There are a few dates when the Earth-Comet distance will change font color. Our calculator shows a blue colored font when the Earth-Comet distance is decreasing (or moving closer) and a red font when the distance is increasing (moving away from Earth). This happens because of the relative motions of Earth and the comet around the Sun. The dates to look for are:
- 8-9 February, 2013 the numbers change from blue to red
- 12 May, 2013 the numbers change again from red to blue
- 21 November, 2013 the numbers change from blue to red
- 28 November, 2013 perihelion, numbers change from red to blue
- 23 December, 2013 numbers change from blue to red. This will also be the closest to Earth at about 0.4 AU.
COMET ISON UPDATE (12/3/2013)
All of the data from various orbiting spacecraft that have been watching ISON intently since its close encounter with the sun on November 28, 2013, have been disappointing to say the least.
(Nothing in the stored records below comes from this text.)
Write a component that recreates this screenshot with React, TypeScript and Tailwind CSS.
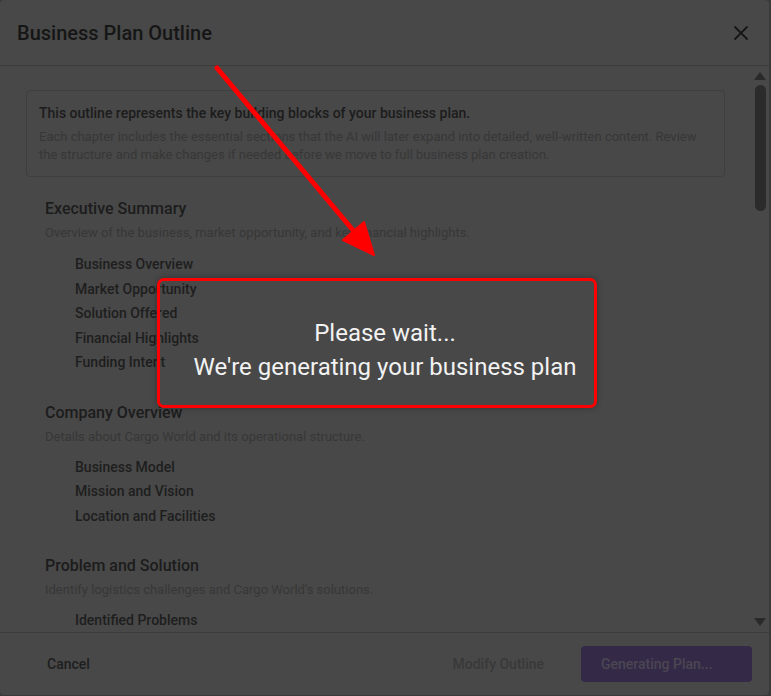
import React from "react";

const sections = [
  {
    title: "Executive Summary",
    desc: "Overview of the business, market opportunity, and key financial highlights.",
    items: ["Business Overview", "Market Opportunity", "Solution Offered", "Financial Highlights", "Funding Intent"],
    first: true,
  },
  {
    title: "Company Overview",
    desc: "Details about Cargo World and its operational structure.",
    items: ["Business Model", "Mission and Vision", "Location and Facilities"],
    first: false,
  },
  {
    title: "Problem and Solution",
    desc: "Identify logistics challenges and Cargo World's solutions.",
    items: ["Identified Problems"],
    first: false,
  },
];

export default function App() {
  return (
    <div
      className="relative w-[771px] h-[696px] bg-[#3a3a3a] overflow-hidden"
      style={{ fontFamily: "Roboto, 'Noto Sans', sans-serif" }}
    >
      <div className="w-[769px] h-[695px] bg-[#484848] rounded-[4px] flex flex-col">
        {/* Header */}
        <div className="h-[66px] shrink-0 border-b border-[#3c3c3c] flex items-center justify-between pl-[17px] pr-[20px]">
          <div className="text-[20px] font-medium text-[#161616] leading-[24px]">Business Plan Outline</div>
          <svg width="16" height="16" viewBox="0 0 16 16" className="text-[#161616]">
            <path d="M2 2 L14 14 M14 2 L2 14" stroke="currentColor" strokeWidth="1.8" strokeLinecap="round" />
          </svg>
        </div>

        {/* Body */}
        <div className="flex-1 flex min-h-0">
          <div className="flex-1 overflow-hidden pl-[26px] pr-[27px] pt-[24px]">
            <div className="border border-[#3e3e3e] rounded-[4px] pl-[12px] pr-[12px] pt-[12px] pb-[12px]">
              <div className="text-[14px] font-medium text-[#1c1c1c] leading-[20px]">
                This outline represents the key building blocks of your business plan.
              </div>
              <div className="text-[13px] text-[#373737] leading-[18px] mt-[5px]">
                Each chapter includes the essential sections that the AI will later expand into detailed, well-written content. Review the structure and make changes if needed before we move to full business plan creation.
              </div>
            </div>
            <div className="pl-[19px] pt-[20px] flex flex-col gap-[26px]">
              {sections.map((s) => (
                <div key={s.title}>
                  <div className="text-[16px] font-medium text-[#1c1c1c] leading-[24px]">{s.title}</div>
                  <div className="text-[13px] text-[#373737] leading-[18px] mt-[3px]">{s.desc}</div>
                  <div className={s.first ? "pl-[30px] mt-[10px]" : "pl-[30px] mt-[9px]"}>
                    {s.items.map((it) => (
                      <div key={it} className="text-[14px] font-medium text-[#1e1e1e] h-[24.5px] leading-[24.5px]">
                        {it}
                      </div>
                    ))}
                  </div>
                </div>
              ))}
            </div>
          </div>
          {/* Scrollbar */}
          <div className="w-[16px] shrink-0 flex flex-col items-center pt-[6px] pb-[6px] mr-[1px]">
            <svg width="12" height="8" viewBox="0 0 12 8">
              <path d="M6 0 L12 8 L0 8 Z" fill="#2a2a2a" />
            </svg>
            <div className="w-[11px] h-[126px] mt-[5px] rounded-full bg-[#2b2b2b]" />
            <div className="flex-1" />
            <svg width="12" height="8" viewBox="0 0 12 8">
              <path d="M0 0 L12 0 L6 8 Z" fill="#2a2a2a" />
            </svg>
          </div>
        </div>

        {/* Footer */}
        <div className="h-[63px] shrink-0 border-t border-[#3c3c3c] flex items-center justify-between pl-[47px] pr-[17px]">
          <div className="text-[14px] font-medium text-[#1e1e1e]">Cancel</div>
          <div className="flex items-center gap-[37px]">
            <div className="text-[14px] font-medium text-[#393939]">Modify Outline</div>
            <div className="w-[171px] h-[36px] rounded-[4px] bg-[#342a48] flex items-center justify-start pl-[20px] text-[14px] font-medium text-[#4b4652]">
              Generating Plan...
            </div>
          </div>
        </div>
      </div>

      {/* Red annotation box */}
      <div className="absolute left-[157px] top-[278px] w-[440px] h-[130px] border-[3px] border-[#ff0000] rounded-[7px] shadow-[0_0_6px_rgba(0,0,0,0.3)] flex flex-col items-center justify-center pl-[16px] pt-[14px]">
        <div className="text-[24px] text-[#f2f2f2] leading-[34px]">Please wait...</div>
        <div className="text-[24px] text-[#f2f2f2] leading-[34px]">We're generating your business plan</div>
      </div>

      {/* Arrow */}
      <svg className="absolute left-0 top-0 pointer-events-none" width="771" height="696" viewBox="0 0 771 696">
        <line x1="217" y1="68" x2="357" y2="235" stroke="#ff0000" strokeWidth="5" strokeLinecap="round" />
        <path d="M374 255 L343 240 L364 222 Z" fill="#ff0000" stroke="#ff0000" strokeWidth="2" strokeLinejoin="round" />
      </svg>
    </div>
  );
}
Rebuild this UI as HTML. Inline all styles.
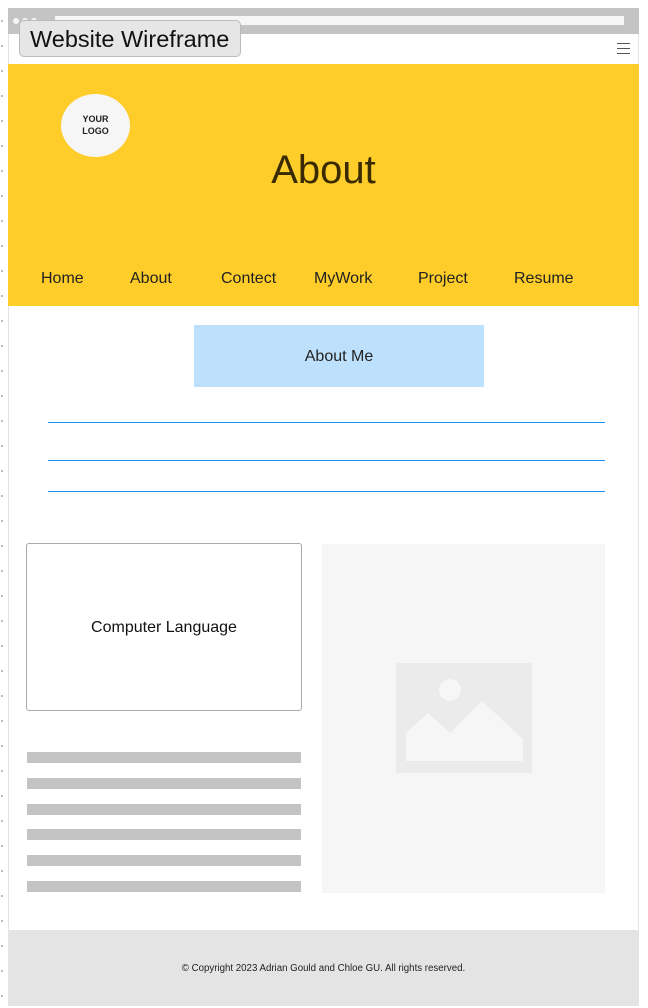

The comet has essentially been disintegrated by the suns intense heat and gravity with only a few small remnants remaining. While the remnants will not be quite as impressive as the intact comet could have been, it may be worthy as a telescopic challenge. As of now the remnants are predicted to have a magnitude of about 8 at the closest approach to earth, meaning not visible to the naked eye. This is the uncertainty of comets!
As a tribute to ISON and its remains, we will leave the calculator up and running until the first of the year 2014.